以前のNenohi Recordでも解説した通り、均一なスキ(凹み)を作ることで、見た目の美しさだけではなく、切れ味の良さ(刃が食材にスムーズに入る)、使い手の使いやすさ(食材がひっかかりなく切れる)、メンテナンスのしやすさ(砥石が均一に当たるため簡単に研げる)にも繋がります。

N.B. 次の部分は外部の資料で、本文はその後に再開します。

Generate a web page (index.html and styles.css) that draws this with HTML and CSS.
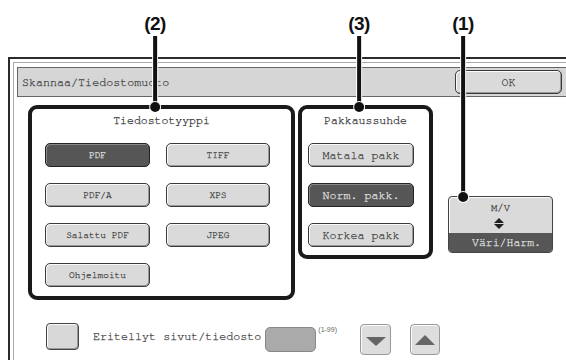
FILE: index.html
```html
<!DOCTYPE html>
<html>
  <head>
    <title>Skannaa/Tiedostomuoto</title>
    <link rel="stylesheet" href="styles.css">
  </head>
  <body>
    <div class="callouts">
      <div class="callout callout-2">
        <span class="callout-num">(2)</span>
        <span class="callout-line"></span>
        <span class="callout-dot"></span>
      </div>
      <div class="callout callout-3">
        <span class="callout-num">(3)</span>
        <span class="callout-line"></span>
        <span class="callout-dot"></span>
      </div>
      <div class="callout callout-1">
        <span class="callout-num">(1)</span>
        <span class="callout-line"></span>
        <span class="callout-dot"></span>
      </div>
    </div>

    <div class="window">
      <div class="window-inner">
        <div class="titlebar">
          <span class="title">Skannaa/Tiedostomuoto</span>
          <button class="btn btn-ok">OK</button>
        </div>

        <div class="content">
          <div class="panel panel-files">
            <div class="panel-title">Tiedostotyyppi</div>
            <div class="file-grid">
              <button class="btn btn-small selected">PDF</button>
              <button class="btn btn-small">TIFF</button>
              <button class="btn btn-small">PDF/A</button>
              <button class="btn btn-small">XPS</button>
              <button class="btn btn-small">Salattu PDF</button>
              <button class="btn btn-small">JPEG</button>
              <button class="btn btn-small">Ohjelmoitu</button>
            </div>
          </div>

          <div class="panel panel-ratio">
            <div class="panel-title">Pakkaussuhde</div>
            <div class="ratio-list">
              <button class="btn btn-ratio">Matala pakk</button>
              <button class="btn btn-ratio selected">Norm. pakk.</button>
              <button class="btn btn-ratio">Korkea pakk</button>
            </div>
          </div>

          <div class="mode-btn">
            <div class="mode-label">M/V</div>
            <svg class="mode-arrows" width="10" height="11" viewBox="0 0 10 11">
              <polygon points="5,0 10,5 0,5" fill="#222"/>
              <polygon points="0,6 10,6 5,11" fill="#222"/>
            </svg>
            <div class="mode-value">Väri/Harm.</div>
          </div>
        </div>

        <div class="bottom-row">
          <div class="checkbox"></div>
          <span class="check-label">Eritellyt sivut/tiedosto</span>
          <div class="num-input"></div>
          <span class="range">(1-99)</span>
          <button class="arrow-btn arrow-down">
            <svg width="20" height="9" viewBox="0 0 20 9"><polygon points="0,0 20,0 10,9" fill="#666"/></svg>
          </button>
          <button class="arrow-btn arrow-up">
            <svg width="20" height="10" viewBox="0 0 20 10"><polygon points="10,0 20,10 0,10" fill="#666"/></svg>
          </button>
        </div>
      </div>
    </div>
  </body>
</html>
```

FILE: styles.css
```css
body {
  margin: 0;
  width: 566px;
  height: 360px;
  overflow: hidden;
  background-color: #fff;
  font-family: "Nimbus Mono PS", "FreeMono", "Courier New", "Liberation Mono", monospace;
  color: #444;
  -webkit-text-stroke: 0.25px currentColor;
}

/* callout labels above the screen */
.callouts {
  position: absolute;
  top: 0;
  left: 0;
  z-index: 5;
}

.callout {
  position: absolute;
  top: 14px;
  display: flex;
  flex-direction: column;
  align-items: center;
  transform: translateX(-50%);
}

.callout-2 { left: 155px; }
.callout-3 { left: 359px; }
.callout-1 { left: 463px; }

.callout-num {
  font-family: "Liberation Sans", Arial, sans-serif;
  font-weight: bold;
  font-size: 19px;
  line-height: 20px;
  color: #111;
  letter-spacing: -0.5px;
  -webkit-text-stroke: 0;
}

.callout-line {
  display: block;
  width: 4px;
  margin-top: 2px;
  background-color: #111;
  box-shadow: 0 0 0 1px #fff;
}

.callout-2 .callout-line,
.callout-3 .callout-line {
  height: 68px;
}

.callout-1 .callout-line {
  height: 158px;
}

.callout-dot {
  display: block;
  width: 10px;
  height: 10px;
  margin-top: -2px;
  border-radius: 50%;
  background-color: #111;
  box-shadow: 0 0 0 1px #fff;
}

/* screen frame */
.window {
  margin: 57px 0 0 8px;
  width: 558px;
  height: 303px;
  box-sizing: border-box;
  border-top: 2px solid #2a2a2a;
  border-left: 2px solid #2a2a2a;
  padding: 3px 0 0 3px;
}

.window-inner {
  height: 100%;
  box-sizing: border-box;
  border-top: 1px solid #aaa;
  border-left: 1px solid #aaa;
  padding: 4px 0 0 3px;
}

.titlebar {
  display: flex;
  align-items: center;
  height: 30px;
  box-sizing: border-box;
  border: 1px solid #666;
  border-right: none;
  background-color: #d6d6d6;
  padding-left: 4px;
}

.title {
  font-size: 11.7px;
}

.btn {
  font-family: inherit;
  color: #444;
  height: 24px;
  box-sizing: border-box;
  border: 1px solid #3a3a3a;
  border-radius: 5px;
  background-color: #dadada;
  box-shadow: inset 1px 1px 0 #fafafa, inset -1px -1px 0 #999;
  padding: 0;
}

.btn-ok {
  margin-left: auto;
  margin-right: 4px;
  width: 107px;
  font-size: 11.5px;
}

.content {
  display: flex;
  align-items: flex-start;
  margin-top: 8px;
}

.panel {
  box-sizing: border-box;
  border: 4px solid #1a1a1a;
  border-radius: 9px;
  background-color: #fff;
}

.panel-files {
  width: 267px;
  height: 195px;
  margin-left: 11px;
}

.panel-ratio {
  width: 135px;
  height: 154px;
  margin-left: 3px;
}

.panel-title {
  text-align: center;
  font-size: 11.5px;
  line-height: 16px;
  margin: 4px 0 14px;
  color: #333;
}

.file-grid {
  display: grid;
  grid-template-columns: 105px 104px;
  gap: 16px;
  padding-left: 13px;
}

.btn-small {
  font-size: 9.5px;
}

.ratio-list {
  display: flex;
  flex-direction: column;
  gap: 16px;
  padding-left: 6px;
}

.btn-ratio {
  width: 106px;
  font-size: 11.7px;
}

.btn.selected {
  background-color: #565656;
  color: #e0e0e0;
  border-color: #222;
  box-shadow: inset 1px 1px 0 #888;
}

.mode-btn {
  margin: 91px 0 0 15px;
  width: 105px;
  height: 57px;
  box-sizing: border-box;
  border: 1px solid #444;
  border-radius: 4px;
  background-color: #dadada;
  box-shadow: inset 1px 1px 0 #fafafa;
  display: flex;
  flex-direction: column;
  align-items: center;
  overflow: hidden;
}

.mode-label {
  font-size: 10.5px;
  line-height: 12px;
  margin-top: 5px;
}

.mode-arrows {
  margin: 4px 0 0 -4px;
}

.mode-value {
  margin-top: auto;
  align-self: stretch;
  height: 19px;
  line-height: 19px;
  background-color: #565656;
  color: #e0e0e0;
  font-size: 11.5px;
  text-align: right;
  padding-right: 11px;
}

/* bottom row */
.bottom-row {
  display: flex;
  align-items: flex-start;
  margin: 23px 0 0 29px;
}

.checkbox {
  width: 33px;
  height: 27px;
  box-sizing: border-box;
  border: 1px solid #444;
  border-radius: 4px;
  background-color: #d8d8d8;
  box-shadow: inset 1px 1px 0 #fafafa, inset -1px -1px 0 #999;
}

.check-label {
  margin-left: 14px;
  font-size: 11.7px;
  line-height: 27px;
}

.num-input {
  margin: 4px 0 0 4px;
  width: 51px;
  height: 25px;
  box-sizing: border-box;
  border: 1px solid #888;
  border-radius: 5px;
  background-color: #aaa;
}

.range {
  margin: 3px 0 0 2px;
  font-family: "Liberation Sans", Arial, sans-serif;
  font-size: 7px;
  line-height: 8px;
  color: #666;
  -webkit-text-stroke: 0;
}

.arrow-btn {
  margin-top: 1px;
  width: 31px;
  height: 31px;
  box-sizing: border-box;
  border: 1px solid #999;
  border-radius: 4px;
  background-color: #ddd;
  box-shadow: inset 1px 1px 0 #fafafa;
  padding: 0;
  display: flex;
  align-items: center;
  justify-content: center;
}

.arrow-down {
  margin-left: 23px;
}

.arrow-down svg {
  margin-top: 4px;
}

.arrow-up {
  margin-left: 19px;
  width: 30px;
}
```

このように包丁を製造する設備までもこだわり抜くのが子の日の包丁造りなのです。


今回は刃の加工工程に伴う機械にもスポットを当てましたが、包丁製作を極めようとすると、ほぼ全ての作業を職人の手作業によって行う必要があります。
手作業といえど、正確に回る「研削機械」、毎回同じ角度を再現できる「治具」、振動を抑える「治具」などの工夫された道具を駆使することで、その職人の手仕事はもう一段上の領域の手仕事になり得ます。

包丁製造において「職人個々の技術力」はもちろん欠かせませんが、職人が使う「道具」や「機械」、そして「製造方法」といったいくつもの要素が重なり、一つの包丁が出来上がります。子の日では包丁造りに関連する要素全てに妥協をせず、こだわりを突き詰めた包丁製造を行っています。

包丁という長い歴史の中で受け継がれてきた伝統を礎に、さらに技術を積み上げ、子の日の包丁をお使いいただくお客様へ「良いものを届ける」ための挑戦を止めることはありません。